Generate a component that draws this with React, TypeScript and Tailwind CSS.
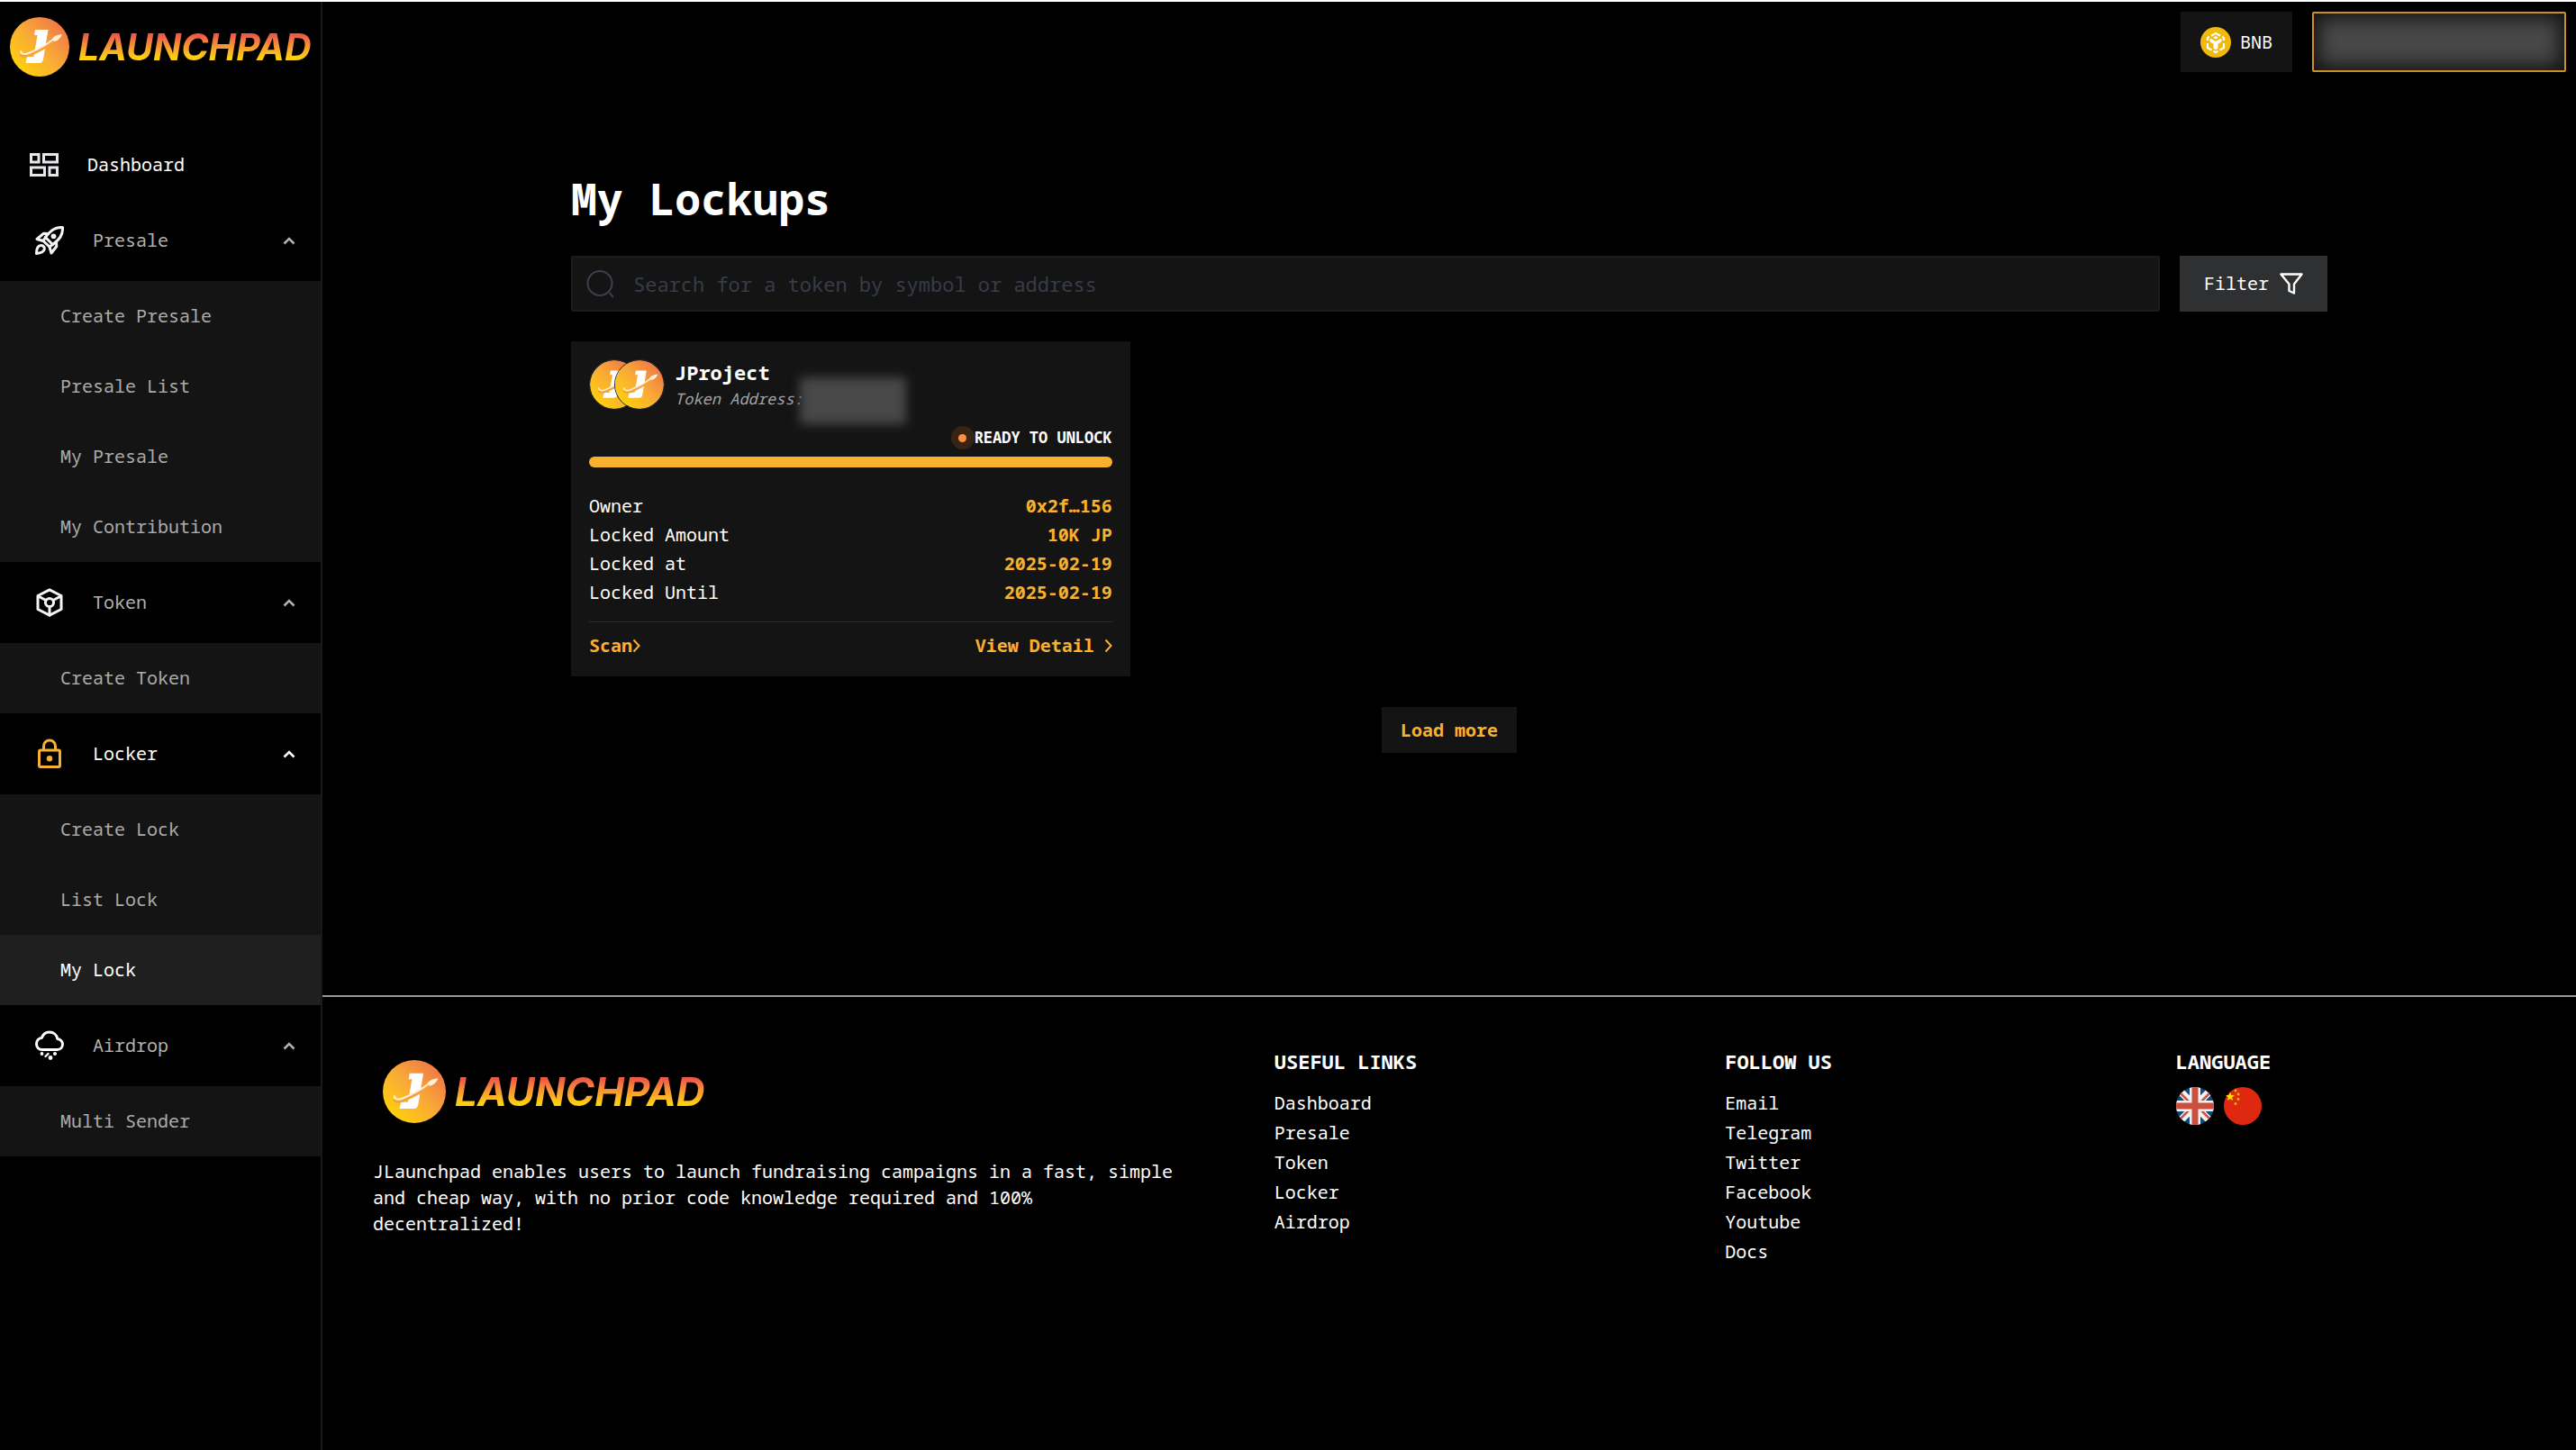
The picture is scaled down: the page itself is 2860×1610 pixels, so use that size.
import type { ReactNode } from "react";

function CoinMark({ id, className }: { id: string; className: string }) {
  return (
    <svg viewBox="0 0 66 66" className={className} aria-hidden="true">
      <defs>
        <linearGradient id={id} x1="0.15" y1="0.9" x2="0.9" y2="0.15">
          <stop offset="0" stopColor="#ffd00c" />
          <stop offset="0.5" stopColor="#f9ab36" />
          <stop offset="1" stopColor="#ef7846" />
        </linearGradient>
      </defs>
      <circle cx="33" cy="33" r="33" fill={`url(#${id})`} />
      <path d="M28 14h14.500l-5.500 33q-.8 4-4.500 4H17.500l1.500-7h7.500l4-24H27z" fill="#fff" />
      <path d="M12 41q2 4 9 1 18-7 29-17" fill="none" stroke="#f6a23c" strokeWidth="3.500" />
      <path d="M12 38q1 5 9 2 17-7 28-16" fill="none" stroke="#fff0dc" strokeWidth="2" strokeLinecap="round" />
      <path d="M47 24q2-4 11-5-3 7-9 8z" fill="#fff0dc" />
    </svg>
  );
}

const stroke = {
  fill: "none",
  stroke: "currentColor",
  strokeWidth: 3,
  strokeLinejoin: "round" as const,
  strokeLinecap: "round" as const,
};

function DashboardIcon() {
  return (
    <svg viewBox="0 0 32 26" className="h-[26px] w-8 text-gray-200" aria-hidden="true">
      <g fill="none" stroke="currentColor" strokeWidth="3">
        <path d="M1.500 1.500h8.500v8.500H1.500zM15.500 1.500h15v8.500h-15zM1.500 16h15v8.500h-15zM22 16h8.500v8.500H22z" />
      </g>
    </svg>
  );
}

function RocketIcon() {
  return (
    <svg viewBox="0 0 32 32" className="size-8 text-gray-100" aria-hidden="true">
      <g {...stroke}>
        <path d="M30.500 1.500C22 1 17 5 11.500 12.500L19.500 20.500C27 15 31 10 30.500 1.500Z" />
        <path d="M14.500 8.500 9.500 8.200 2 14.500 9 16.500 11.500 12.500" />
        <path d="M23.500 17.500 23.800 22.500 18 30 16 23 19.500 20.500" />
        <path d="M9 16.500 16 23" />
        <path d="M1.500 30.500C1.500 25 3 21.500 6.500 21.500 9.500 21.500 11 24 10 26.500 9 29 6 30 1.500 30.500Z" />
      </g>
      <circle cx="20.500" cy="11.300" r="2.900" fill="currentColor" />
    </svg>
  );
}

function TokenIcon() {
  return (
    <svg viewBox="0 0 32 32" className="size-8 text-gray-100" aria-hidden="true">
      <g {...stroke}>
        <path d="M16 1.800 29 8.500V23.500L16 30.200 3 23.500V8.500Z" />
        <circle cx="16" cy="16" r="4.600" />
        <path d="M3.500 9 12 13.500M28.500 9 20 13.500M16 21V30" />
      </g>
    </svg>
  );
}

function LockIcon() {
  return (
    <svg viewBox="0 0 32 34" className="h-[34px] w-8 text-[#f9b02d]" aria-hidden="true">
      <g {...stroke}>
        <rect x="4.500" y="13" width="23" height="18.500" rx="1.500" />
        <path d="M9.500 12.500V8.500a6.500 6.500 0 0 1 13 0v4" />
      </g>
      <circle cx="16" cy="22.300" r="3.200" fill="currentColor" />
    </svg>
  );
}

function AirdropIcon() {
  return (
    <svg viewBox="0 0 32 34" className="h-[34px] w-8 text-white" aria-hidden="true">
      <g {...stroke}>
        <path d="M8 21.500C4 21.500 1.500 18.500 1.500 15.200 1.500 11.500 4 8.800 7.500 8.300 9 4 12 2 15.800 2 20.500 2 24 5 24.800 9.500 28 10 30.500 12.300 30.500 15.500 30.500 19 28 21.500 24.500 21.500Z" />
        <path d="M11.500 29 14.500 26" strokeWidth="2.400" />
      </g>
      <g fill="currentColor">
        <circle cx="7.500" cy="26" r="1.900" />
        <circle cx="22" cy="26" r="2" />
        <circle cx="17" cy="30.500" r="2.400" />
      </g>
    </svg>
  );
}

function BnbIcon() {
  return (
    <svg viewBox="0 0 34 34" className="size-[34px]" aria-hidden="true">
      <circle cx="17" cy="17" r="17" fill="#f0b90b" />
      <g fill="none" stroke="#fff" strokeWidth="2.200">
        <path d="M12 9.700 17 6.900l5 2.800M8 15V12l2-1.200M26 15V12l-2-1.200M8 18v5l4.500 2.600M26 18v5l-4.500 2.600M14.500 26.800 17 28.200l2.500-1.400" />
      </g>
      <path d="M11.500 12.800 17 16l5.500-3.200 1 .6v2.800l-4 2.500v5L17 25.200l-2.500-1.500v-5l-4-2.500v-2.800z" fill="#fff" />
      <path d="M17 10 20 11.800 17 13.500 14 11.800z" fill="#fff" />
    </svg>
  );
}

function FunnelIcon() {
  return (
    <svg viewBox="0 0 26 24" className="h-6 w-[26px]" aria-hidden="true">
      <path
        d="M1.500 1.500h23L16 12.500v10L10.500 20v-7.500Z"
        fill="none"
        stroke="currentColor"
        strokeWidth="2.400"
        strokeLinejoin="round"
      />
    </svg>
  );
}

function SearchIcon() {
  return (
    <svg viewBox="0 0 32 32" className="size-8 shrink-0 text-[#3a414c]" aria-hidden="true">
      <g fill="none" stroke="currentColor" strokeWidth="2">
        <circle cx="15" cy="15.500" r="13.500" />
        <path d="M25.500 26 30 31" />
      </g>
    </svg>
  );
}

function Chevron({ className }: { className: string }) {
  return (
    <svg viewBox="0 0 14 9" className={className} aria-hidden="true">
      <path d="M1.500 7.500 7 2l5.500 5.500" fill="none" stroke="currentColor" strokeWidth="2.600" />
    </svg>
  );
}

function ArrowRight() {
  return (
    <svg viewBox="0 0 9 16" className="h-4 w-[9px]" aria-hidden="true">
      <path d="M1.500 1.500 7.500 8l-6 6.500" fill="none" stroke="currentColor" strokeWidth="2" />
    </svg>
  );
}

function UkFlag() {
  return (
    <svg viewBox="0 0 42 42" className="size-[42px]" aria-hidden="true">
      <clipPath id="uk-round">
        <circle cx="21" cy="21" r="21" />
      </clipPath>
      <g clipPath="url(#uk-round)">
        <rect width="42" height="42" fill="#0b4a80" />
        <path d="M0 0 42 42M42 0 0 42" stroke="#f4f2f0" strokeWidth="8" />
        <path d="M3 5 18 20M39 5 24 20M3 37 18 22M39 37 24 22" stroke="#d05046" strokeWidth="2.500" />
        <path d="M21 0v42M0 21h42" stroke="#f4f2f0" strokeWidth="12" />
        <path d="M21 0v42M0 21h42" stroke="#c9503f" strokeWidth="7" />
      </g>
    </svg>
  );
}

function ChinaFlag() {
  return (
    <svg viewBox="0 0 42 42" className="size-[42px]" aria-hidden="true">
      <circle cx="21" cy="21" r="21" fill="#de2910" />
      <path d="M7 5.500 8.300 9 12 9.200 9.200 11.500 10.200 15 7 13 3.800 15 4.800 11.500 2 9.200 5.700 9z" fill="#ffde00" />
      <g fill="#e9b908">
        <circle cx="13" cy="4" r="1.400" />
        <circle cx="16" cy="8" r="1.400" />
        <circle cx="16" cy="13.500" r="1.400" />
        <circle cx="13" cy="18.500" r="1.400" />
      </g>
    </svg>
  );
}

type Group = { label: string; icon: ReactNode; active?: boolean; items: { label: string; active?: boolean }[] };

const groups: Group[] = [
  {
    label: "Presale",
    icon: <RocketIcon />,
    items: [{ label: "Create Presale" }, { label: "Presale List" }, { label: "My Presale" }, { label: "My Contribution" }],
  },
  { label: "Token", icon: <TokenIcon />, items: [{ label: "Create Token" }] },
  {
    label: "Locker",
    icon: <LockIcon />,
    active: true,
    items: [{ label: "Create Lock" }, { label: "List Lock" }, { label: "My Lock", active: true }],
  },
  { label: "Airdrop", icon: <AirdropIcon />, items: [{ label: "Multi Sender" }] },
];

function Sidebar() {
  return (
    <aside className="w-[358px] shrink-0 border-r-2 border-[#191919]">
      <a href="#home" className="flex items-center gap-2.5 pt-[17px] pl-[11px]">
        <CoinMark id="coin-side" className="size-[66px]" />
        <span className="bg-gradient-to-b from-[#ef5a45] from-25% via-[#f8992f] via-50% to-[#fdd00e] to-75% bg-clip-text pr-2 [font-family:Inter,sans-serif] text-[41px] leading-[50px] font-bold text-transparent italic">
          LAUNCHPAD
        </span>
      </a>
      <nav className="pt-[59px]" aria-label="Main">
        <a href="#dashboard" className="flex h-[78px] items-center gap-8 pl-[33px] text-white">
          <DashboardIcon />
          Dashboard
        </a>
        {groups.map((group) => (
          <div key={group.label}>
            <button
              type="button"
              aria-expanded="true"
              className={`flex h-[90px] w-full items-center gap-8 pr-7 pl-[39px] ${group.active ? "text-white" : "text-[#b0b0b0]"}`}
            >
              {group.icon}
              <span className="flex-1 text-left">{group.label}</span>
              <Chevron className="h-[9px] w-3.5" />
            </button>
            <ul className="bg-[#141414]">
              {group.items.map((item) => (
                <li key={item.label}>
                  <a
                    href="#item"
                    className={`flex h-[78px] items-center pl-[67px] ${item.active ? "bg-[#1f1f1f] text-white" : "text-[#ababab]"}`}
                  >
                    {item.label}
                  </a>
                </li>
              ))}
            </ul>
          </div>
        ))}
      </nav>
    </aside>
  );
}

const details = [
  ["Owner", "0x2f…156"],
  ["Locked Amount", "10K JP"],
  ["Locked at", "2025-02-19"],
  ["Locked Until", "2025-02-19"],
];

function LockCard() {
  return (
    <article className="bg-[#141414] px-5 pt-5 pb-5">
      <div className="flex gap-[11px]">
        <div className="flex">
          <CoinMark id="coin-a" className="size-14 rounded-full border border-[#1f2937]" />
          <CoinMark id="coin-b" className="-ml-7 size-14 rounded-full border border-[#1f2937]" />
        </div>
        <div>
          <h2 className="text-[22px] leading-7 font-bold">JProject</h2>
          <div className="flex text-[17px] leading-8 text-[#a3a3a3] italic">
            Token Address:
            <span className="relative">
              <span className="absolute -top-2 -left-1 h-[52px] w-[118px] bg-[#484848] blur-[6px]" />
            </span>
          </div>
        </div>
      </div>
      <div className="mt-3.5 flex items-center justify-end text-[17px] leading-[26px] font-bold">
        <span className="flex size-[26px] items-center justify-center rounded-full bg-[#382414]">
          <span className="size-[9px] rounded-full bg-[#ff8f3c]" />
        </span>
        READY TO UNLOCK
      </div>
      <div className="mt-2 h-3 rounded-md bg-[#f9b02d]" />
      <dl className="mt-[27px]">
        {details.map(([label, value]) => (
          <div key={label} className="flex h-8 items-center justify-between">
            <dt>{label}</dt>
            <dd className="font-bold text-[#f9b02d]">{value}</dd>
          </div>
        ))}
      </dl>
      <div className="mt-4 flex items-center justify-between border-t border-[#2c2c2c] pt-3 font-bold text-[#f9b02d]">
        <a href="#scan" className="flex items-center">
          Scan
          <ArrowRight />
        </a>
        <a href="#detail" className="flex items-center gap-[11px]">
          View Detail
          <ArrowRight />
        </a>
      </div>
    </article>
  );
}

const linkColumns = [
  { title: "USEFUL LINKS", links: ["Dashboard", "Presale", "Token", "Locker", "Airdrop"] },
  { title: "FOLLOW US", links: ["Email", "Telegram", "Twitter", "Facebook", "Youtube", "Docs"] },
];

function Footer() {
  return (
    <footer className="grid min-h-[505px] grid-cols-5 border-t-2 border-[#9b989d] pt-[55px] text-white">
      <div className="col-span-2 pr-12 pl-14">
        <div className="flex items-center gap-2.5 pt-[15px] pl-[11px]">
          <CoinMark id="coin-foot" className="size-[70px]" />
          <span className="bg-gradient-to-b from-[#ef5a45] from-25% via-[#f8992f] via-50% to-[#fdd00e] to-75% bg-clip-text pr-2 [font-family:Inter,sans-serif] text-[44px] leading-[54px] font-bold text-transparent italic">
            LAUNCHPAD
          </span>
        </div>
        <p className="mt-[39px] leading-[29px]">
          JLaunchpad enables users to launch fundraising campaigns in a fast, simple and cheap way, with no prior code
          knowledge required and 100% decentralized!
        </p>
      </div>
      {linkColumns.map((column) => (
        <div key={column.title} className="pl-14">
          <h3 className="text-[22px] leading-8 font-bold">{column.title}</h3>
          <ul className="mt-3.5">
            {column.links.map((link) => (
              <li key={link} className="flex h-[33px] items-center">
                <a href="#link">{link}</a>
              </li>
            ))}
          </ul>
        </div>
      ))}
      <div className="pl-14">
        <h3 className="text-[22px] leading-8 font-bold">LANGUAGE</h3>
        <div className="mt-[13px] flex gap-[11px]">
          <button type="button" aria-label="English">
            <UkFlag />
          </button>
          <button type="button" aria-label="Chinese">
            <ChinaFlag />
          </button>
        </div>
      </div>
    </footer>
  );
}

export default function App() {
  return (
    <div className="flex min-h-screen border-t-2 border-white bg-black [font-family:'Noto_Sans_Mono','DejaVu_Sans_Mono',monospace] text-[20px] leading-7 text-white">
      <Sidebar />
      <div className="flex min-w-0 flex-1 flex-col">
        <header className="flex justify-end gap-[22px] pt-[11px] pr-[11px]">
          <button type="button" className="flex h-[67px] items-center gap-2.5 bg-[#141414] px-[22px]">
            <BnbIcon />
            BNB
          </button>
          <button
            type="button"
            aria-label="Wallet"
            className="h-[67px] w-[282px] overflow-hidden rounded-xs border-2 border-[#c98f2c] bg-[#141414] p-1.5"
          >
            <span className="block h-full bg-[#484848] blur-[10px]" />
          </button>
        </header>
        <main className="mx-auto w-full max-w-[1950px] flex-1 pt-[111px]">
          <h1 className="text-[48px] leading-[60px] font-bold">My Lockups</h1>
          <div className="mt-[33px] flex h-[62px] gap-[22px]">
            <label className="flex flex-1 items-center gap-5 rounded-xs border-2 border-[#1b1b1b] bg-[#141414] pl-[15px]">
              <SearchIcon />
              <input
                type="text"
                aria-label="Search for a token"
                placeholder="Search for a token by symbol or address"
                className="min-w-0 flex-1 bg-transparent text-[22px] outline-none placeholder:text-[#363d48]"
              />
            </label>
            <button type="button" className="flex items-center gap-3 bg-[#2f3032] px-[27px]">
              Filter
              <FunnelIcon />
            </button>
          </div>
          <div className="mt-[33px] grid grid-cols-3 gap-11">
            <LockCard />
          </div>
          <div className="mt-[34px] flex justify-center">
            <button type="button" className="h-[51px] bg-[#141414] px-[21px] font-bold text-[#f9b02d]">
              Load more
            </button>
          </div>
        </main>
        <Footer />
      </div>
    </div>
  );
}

=-=-=

Prompt>
List the lines of the material in which the word "with" occurs.

Answer to this task>
Generate a component that draws this with React, TypeScript and Tailwind CSS.
          JLaunchpad enables users to launch fundraising campaigns in a fast, simple and cheap way, with no prior code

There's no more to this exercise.